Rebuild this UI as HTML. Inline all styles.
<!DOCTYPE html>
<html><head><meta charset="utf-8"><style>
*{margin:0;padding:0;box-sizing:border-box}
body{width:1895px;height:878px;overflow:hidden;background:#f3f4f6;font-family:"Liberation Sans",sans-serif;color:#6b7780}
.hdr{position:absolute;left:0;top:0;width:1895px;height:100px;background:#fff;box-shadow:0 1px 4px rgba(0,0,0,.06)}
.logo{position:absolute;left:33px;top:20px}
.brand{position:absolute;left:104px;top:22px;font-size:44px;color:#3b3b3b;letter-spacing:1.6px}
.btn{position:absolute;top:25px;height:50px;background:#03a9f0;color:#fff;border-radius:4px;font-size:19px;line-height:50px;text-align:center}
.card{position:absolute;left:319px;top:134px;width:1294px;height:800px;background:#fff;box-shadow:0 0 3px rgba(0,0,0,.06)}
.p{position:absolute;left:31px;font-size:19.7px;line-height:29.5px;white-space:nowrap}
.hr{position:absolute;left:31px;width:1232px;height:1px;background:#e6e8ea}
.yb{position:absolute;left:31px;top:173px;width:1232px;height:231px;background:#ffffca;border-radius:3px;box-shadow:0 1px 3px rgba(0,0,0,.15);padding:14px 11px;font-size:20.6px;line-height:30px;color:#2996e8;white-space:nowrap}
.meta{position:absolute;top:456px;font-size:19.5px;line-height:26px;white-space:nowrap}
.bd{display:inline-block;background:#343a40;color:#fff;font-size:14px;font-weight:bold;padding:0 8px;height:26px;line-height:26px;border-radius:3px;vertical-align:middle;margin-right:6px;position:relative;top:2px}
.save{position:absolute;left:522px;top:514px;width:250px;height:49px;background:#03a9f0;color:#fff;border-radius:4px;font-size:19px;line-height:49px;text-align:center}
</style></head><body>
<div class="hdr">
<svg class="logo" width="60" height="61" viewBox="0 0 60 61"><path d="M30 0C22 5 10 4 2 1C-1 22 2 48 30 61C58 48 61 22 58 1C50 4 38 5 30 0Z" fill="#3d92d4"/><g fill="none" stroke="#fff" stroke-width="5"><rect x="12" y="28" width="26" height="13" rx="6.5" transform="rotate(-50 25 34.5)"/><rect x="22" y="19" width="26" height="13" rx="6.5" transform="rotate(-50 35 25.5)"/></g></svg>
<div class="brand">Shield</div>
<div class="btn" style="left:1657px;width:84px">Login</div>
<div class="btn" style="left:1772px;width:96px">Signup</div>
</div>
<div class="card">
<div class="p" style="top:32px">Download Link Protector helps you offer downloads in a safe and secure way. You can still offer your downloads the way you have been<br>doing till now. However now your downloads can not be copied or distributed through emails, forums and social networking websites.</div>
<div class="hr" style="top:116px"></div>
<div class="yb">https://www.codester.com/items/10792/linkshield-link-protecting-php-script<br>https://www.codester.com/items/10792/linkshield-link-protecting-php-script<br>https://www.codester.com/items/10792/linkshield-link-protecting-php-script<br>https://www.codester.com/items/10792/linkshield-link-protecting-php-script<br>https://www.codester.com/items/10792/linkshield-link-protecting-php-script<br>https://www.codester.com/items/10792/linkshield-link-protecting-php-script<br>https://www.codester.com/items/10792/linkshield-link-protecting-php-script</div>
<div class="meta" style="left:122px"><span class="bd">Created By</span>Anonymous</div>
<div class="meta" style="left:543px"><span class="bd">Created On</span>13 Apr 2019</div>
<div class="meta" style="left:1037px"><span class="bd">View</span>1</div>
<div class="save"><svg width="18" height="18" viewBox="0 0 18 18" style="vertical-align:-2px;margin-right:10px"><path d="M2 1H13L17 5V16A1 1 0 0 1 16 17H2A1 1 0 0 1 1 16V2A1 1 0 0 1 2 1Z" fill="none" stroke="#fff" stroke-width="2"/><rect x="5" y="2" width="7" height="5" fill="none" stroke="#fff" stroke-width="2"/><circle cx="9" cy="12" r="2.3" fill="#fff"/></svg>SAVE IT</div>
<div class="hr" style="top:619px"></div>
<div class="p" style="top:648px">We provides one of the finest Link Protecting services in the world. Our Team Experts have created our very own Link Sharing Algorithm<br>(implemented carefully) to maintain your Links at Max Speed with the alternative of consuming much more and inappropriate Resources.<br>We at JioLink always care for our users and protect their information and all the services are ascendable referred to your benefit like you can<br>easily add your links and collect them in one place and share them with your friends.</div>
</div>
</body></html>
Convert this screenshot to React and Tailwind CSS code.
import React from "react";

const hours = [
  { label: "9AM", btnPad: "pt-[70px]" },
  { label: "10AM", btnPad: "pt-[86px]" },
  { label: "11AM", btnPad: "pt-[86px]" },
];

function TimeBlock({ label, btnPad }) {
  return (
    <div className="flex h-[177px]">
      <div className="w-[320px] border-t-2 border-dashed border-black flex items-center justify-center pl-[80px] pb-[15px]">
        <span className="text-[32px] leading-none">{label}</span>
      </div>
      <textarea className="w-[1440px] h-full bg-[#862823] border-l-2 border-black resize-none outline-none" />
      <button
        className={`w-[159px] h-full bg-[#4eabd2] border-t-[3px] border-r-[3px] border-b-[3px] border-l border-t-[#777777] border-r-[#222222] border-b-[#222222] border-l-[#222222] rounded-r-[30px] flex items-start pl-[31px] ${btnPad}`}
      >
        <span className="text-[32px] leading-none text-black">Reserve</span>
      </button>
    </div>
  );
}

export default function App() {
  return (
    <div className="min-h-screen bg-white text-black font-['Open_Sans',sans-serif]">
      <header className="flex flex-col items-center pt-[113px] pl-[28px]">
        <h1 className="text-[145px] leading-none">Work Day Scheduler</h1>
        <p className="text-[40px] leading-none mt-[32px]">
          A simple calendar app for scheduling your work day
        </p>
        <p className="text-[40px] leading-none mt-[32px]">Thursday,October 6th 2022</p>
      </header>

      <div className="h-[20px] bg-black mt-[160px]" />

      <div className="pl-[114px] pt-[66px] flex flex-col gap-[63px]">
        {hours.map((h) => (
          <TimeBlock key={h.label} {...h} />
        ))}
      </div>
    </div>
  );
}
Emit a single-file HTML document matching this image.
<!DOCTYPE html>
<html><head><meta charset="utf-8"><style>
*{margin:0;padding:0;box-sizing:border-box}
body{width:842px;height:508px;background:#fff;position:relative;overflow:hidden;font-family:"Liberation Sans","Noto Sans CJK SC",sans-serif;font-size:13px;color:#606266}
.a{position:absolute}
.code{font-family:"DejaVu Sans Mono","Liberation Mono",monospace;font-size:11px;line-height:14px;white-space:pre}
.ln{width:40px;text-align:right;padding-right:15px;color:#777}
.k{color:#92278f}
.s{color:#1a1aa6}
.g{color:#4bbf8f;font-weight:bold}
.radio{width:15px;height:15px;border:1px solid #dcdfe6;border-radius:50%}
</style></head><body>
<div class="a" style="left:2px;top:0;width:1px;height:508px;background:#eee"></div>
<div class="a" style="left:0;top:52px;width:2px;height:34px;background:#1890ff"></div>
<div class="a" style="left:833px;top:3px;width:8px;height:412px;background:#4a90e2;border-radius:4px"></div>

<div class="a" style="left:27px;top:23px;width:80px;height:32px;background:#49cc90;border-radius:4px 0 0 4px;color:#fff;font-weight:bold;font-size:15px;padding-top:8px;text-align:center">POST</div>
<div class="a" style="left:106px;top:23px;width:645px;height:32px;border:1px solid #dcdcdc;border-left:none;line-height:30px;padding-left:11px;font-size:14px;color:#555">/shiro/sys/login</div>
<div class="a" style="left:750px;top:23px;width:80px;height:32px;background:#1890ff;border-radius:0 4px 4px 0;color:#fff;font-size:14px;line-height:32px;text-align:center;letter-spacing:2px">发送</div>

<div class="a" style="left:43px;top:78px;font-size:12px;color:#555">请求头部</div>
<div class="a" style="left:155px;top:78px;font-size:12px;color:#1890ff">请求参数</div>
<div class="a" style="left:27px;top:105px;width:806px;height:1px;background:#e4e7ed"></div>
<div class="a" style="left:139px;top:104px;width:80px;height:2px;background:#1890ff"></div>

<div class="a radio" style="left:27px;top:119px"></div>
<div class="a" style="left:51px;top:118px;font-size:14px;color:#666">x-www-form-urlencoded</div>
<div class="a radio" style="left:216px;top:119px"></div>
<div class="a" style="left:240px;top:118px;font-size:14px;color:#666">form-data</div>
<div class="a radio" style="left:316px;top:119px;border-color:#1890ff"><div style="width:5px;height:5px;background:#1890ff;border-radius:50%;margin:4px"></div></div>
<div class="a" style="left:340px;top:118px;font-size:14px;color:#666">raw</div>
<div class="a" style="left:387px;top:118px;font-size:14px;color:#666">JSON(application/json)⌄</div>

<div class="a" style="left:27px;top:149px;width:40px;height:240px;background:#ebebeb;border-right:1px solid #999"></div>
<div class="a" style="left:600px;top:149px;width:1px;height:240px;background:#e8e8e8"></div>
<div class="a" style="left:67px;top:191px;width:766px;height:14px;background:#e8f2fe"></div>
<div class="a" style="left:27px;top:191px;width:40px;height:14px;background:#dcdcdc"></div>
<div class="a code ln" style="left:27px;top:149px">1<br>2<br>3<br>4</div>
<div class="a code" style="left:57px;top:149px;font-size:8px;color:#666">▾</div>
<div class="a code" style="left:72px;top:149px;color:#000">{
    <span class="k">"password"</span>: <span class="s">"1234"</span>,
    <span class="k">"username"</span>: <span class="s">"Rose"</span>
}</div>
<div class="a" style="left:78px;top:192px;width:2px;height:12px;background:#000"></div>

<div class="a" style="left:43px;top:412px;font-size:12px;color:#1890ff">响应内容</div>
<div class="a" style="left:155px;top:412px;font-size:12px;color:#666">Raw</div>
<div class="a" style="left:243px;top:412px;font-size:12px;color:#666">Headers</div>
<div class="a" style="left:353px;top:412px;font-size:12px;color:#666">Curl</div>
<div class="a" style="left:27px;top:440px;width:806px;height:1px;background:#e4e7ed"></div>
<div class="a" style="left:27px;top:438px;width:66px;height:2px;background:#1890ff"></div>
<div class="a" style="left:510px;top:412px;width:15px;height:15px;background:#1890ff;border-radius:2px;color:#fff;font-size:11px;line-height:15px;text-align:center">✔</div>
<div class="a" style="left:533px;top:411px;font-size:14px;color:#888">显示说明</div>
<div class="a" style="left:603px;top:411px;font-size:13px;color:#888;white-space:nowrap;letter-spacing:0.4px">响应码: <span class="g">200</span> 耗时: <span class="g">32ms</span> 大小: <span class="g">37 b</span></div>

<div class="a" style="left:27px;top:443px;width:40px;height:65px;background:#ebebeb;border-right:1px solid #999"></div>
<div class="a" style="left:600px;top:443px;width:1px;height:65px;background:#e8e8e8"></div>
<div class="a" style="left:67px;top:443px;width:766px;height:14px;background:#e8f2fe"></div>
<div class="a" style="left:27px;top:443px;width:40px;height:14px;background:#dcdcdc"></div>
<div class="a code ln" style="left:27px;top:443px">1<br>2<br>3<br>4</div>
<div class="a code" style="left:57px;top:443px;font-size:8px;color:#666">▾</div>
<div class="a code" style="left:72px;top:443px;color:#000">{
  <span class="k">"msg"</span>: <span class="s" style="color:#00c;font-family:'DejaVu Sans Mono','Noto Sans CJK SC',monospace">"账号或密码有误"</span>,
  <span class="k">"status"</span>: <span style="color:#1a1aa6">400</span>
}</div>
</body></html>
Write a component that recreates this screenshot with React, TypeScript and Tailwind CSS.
* * * * * * *
● Objective: Report how many lines of the records above contain the word "React", and give only that number.

● Written answer: 3